Hujan teman kita, gemuruh badai guruh dan panas semangat keluar sedari warangka berita wacana nalar-nalar kita. Sebab itu teruskanlah menggabungkan segala ungsur kalau tidak mau disingkarkan saudara yang lain. Saat itu tidak lagi memegang ras kita, darah yang mulai, darah berontak. Mati-hidup kita tidak lagi berkeadaan penasaan, apalagi menciptakan teka-teki membingungkan.

Kita membawa keterbukaan juang bagi semua. Terbuka dan selalu membuka diri, dengan itu kita dapat menyelidik lebih jauh topeng-topeng yang dipakai para pengecut.
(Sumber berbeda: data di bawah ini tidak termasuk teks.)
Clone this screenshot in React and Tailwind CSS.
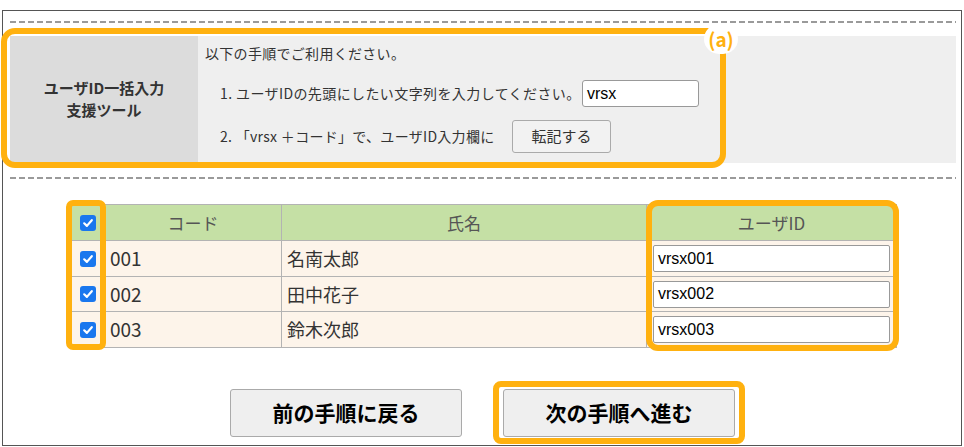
export default function App() {
  const rows = [
    ["001", "名南太郎", "vrsx001"],
    ["002", "田中花子", "vrsx002"],
    ["003", "鈴木次郎", "vrsx003"],
  ];
  const Check = () => (
    <span className="inline-flex w-[16px] h-[16px] rounded-[3px] bg-[#1a77ee] items-center justify-center">
      <svg width="12" height="12" viewBox="0 0 12 12">
        <path d="M2.2 6.3 L4.9 8.9 L9.8 3.2" fill="none" stroke="#fff" strokeWidth="2.2" strokeLinecap="round" strokeLinejoin="round" />
      </svg>
    </span>
  );
  const Dash = ({ className = "" }) => (
    <div className={"h-[2px] w-full bg-[repeating-linear-gradient(90deg,#9a9a9a_0px,#9a9a9a_6px,transparent_6px,transparent_9px)] " + className} />
  );
  return (
    <div className="w-[964px] h-[447px] bg-white overflow-hidden pt-[10px] pl-[2px] font-['Noto_Sans_CJK_JP',sans-serif] text-[#333]">
      <div className="relative w-[960px] h-[436px] border border-[#555] pl-[7px] pr-[5px] pt-[10px]">
        <Dash />
        <div className="mt-[13px] flex h-[127px]">
          <div className="w-[188px] bg-[#dcdcdc] flex items-center justify-center text-center font-bold text-[15px] leading-[22px] text-[#333] pb-[2px]">
            ユーザID一括入力
            <br />
            支援ツール
          </div>
          <div className="flex-1 bg-[#efefef] pl-[7px] text-[14px] text-[#333]">
            <div className="h-[34px] flex items-center tracking-[0.3px]">以下の手順でご利用ください。</div>
            <div className="mt-[10px] h-[27px] flex items-center pl-[15px]">
              <span className="w-[357px] whitespace-nowrap tracking-[0.4px]">1. ユーザIDの先頭にしたい文字列を入力してください。</span>
              <div className="ml-[5px] w-[117px] h-[27px] bg-white border border-[#999] rounded-[3px] flex items-center px-[4px] font-['Liberation_Sans',sans-serif] text-[16px] text-black">
                vrsx
              </div>
            </div>
            <div className="mt-[13px] h-[33px] flex items-center pl-[15px]">
              <span className="w-[277px] whitespace-nowrap tracking-[0.3px]">2. 「vrsx ＋コード」で、ユーザID入力欄に</span>
              <div className="ml-[15px] w-[99px] h-[33px] bg-[#f2f2f2] border border-[#aaa] rounded-[3px] flex items-center justify-center text-[15px] text-[#333]">
                転記する
              </div>
            </div>
          </div>
        </div>
        <Dash className="mt-[14px]" />
        <table className="mt-[25px] ml-[60px] border-collapse table-fixed w-[826px]">
          <colgroup>
            <col className="w-[34px]" />
            <col className="w-[177px]" />
            <col className="w-[365px]" />
            <col className="w-[250px]" />
          </colgroup>
          <thead>
            <tr className="h-[36px] bg-[#c5e0a5] text-[17px] text-[#555]">
              <th className="border border-[#b3b3b3] font-normal">
                <div className="flex justify-center"><Check /></div>
              </th>
              <th className="border border-[#b3b3b3] font-normal">コード</th>
              <th className="border border-[#b3b3b3] font-normal">氏名</th>
              <th className="border border-[#b3b3b3] font-normal">ユーザID</th>
            </tr>
          </thead>
          <tbody>
            {rows.map((r, i) => (
              <tr key={i} className={(i === 1 ? "h-[35px]" : "h-[36px]") + " bg-[#fdf4ea] text-[18px] text-[#333]"}>
                <td className="border border-[#b3b3b3]">
                  <div className="flex justify-center"><Check /></div>
                </td>
                <td className="border border-[#b3b3b3] pl-[5px] text-[19px]">{r[0]}</td>
                <td className="border border-[#b3b3b3] pl-[5px]">{r[1]}</td>
                <td className="border border-[#b3b3b3] px-[6px]">
                  <div className="h-[27px] bg-white border border-[#999] rounded-[2px] flex items-center px-[4px] font-['Liberation_Sans',sans-serif] text-[16px] text-black">
                    {r[2]}
                  </div>
                </td>
              </tr>
            ))}
          </tbody>
        </table>
        <div className="mt-[41px] ml-[220px] flex gap-[41px]">
          <div className="w-[232px] h-[48px] bg-[#efefef] border border-[#aaa] rounded-[3px] flex items-center justify-center font-bold text-[21px] text-black">
            前の手順に戻る
          </div>
          <div className="w-[232px] h-[48px] bg-[#efefef] border border-[#aaa] rounded-[3px] flex items-center justify-center font-bold text-[21px] text-black">
            次の手順へ進む
          </div>
        </div>

        <div className="absolute left-[-2px] top-[17px] w-[725px] h-[140px] border-[6px] border-[#ffb10f] rounded-[14px] pointer-events-none" />
        <div className="absolute left-[701px] top-[13px] w-[34px] h-[30px] rounded-full bg-white flex items-center justify-center text-[#ffb10f] text-[19px] font-semibold leading-none pb-[2px]">
          (a)
        </div>
        <div className="absolute left-[63px] top-[189px] w-[40px] h-[150px] border-[6px] border-[#ffb10f] rounded-[7px] pointer-events-none" />
        <div className="absolute left-[643px] top-[189px] w-[253px] h-[151px] border-[6px] border-[#ffb10f] rounded-[12px] pointer-events-none" />
        <div className="absolute left-[490px] top-[370px] w-[252px] h-[63px] border-[6px] border-[#ffb10f] rounded-[8px] pointer-events-none" />
      </div>
    </div>
  );
}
Kita singkirkan satu-persatu agar tidak mengacaukan suasana persidangan, sebuah rapat besar membahas perjuangan ras kita di muka bumi.

Biarkan mereka menyebut kita segerombolan penyamun, penyadap atau apa saja tidak mengenakkan telinga. Tetapi tentunya kita yakin; perasaan yang berkata begitu, segera dan saat itu juga tengah bergetar ketakutan oleh kesemangatan kita yang terus memuncak kepada gunung tertinggi. Kita tidak perlu menancapkan bendera di suatu ketinggian, namun tancapkan tanda pada setiap barisan-barisan kita di segala lini pejuangan.
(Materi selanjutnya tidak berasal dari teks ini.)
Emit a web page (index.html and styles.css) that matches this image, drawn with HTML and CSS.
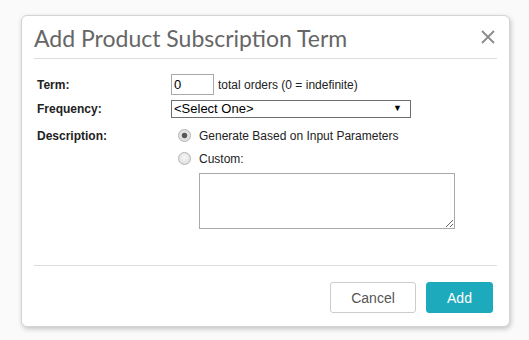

Jikalau mengibarkan bendera kemenangan atau apa saja, orang tanggung segera mengetahui, walau mereka ragu dan takut kalau segera ke sana, kepada kita. Karena itu, pelajarilah kejiwaan para tanggung secara seksana, kita pilih menjadi bagian jika sekiranya mau mengikuti prosesi sejarah besar kita nanti, dan sudah, juga sedang terjalankan kali ini.

Nenek moyang kita para pencipta sejarah dalam seumur hidupnya yang gemilang, tidak pernah keluar dari goa pertapaan. Mari sinauhi keseluruan ilmu, lebih-lebih menyuntuki sebagai hal pelajaran masa, dan terus diperdalam agar benar-benar dalam lingkaran merah keberanian, ras pemberontak. Nenek moyang kita pencetus tatanan hayat di muka bumi yang dirahmati, dayadinaya kita. Ketika dipercaya, manfaatkan semaksimal mungkin, janji harus ditepati. Tidakkah kepercayaan untuk kita ialah harta berlimpah?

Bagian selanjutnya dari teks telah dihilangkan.